Warnstreik in Bonn So erlebten zwei Busfahrer und eine Pendlerin den Tag

BONN · Mittwochmorgen um 2.30 Uhr hat Frank Kübler vom Betriebsrat der Stadtwerke Bonn (SWB) an der B9 in Friesdorf alles dicht gemacht. Er musste sich keine Sorgen machen, dass irgendein Kollege vom Betriebshof fuhr. Die Busfahrer halten im 48-Stunden-Streik zusammen.

Nur die rund 30 Busse der Regio-Bus-Rheinland (RBR) sind wegen ihres Haustarifvertrags im Einsatz. Sie werden grundsätzlich rausgelassen, "sonst machen wir uns strafbar", sagte Kübler gestern. Auch rein: "Hat hier jemand Pizza Capriciosa", rief ein Fahrer den streikenden SWB-Mitarbeitern zu.

Markus Römer ist seit zwei Jahren Fahrer bei der SWB-Tochter Fahrbetrieb Bonn GmbH (FBG). Der Lannesdorfer muss - je nach Schicht, die er fährt - mit 1400 bis 1600 Euro netto pro Monat auskommen.
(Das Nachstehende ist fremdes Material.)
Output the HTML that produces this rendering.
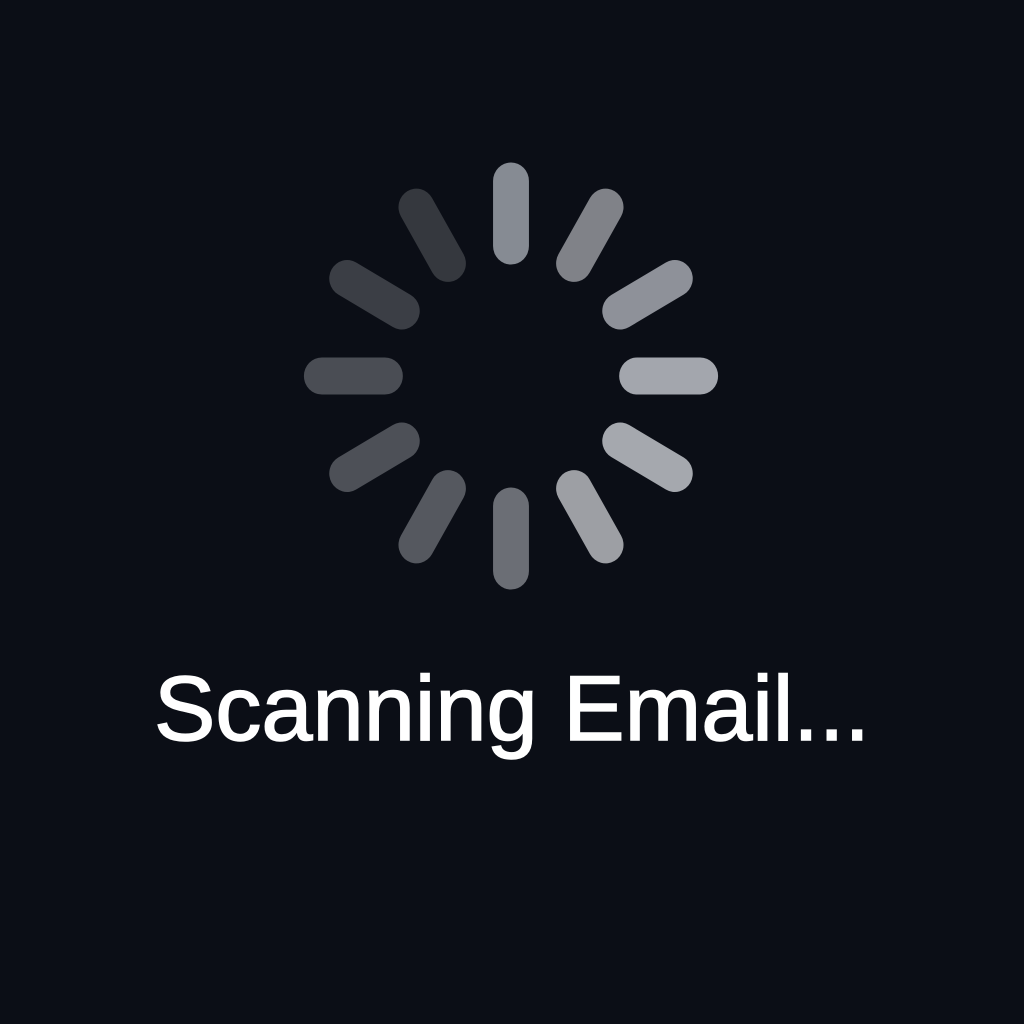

Der 25-Jährige hat eine sechsjährige Stieftochter, seine Frau verdient Geld als Küchenhilfe in einer Schule.

"Ich möchte meiner Familie was gönnen", antwortet Römer auf die Frage, warum er für ein höheres Gehalt streikt. Er muss seinen Kleinwagen, Wohnung und die Nebenkosten bezahlen. "Das steigt Jahr für Jahr." Am Ende soll mehr übrig sein, damit er in diesem Sommer mit seiner Familie für eine Woche nach Holland fahren kann. Römer hat jetzt 26 Tage Urlaub, hofft auf 30 - für ihn auch ein lohnenswertes Ziel.

Solidarisch zeigt sich Franz-Peter Lützler (57), seit 34 Jahren bei den SWB, und wünscht sich, dass die jungen FBG-Kollegen gleichgestellt werden. Er habe mehr Grundgehalt als diese, "die haben aber dieselben Arbeitsbedingungen und denselben Stress. Das ist doch Blödsinn." Mit seinen 2100 Euro in der Tasche ist Lützler gar nicht so unzufrieden. Der Bornheimer hofft vor allem, dass die Ruhe bis zum nächsten Dienst von zehn auf zwölf Stunden ausgedehnt wird, um mehr Zeit für seine Frau und die Tochter zu haben - und mehr Schlaf.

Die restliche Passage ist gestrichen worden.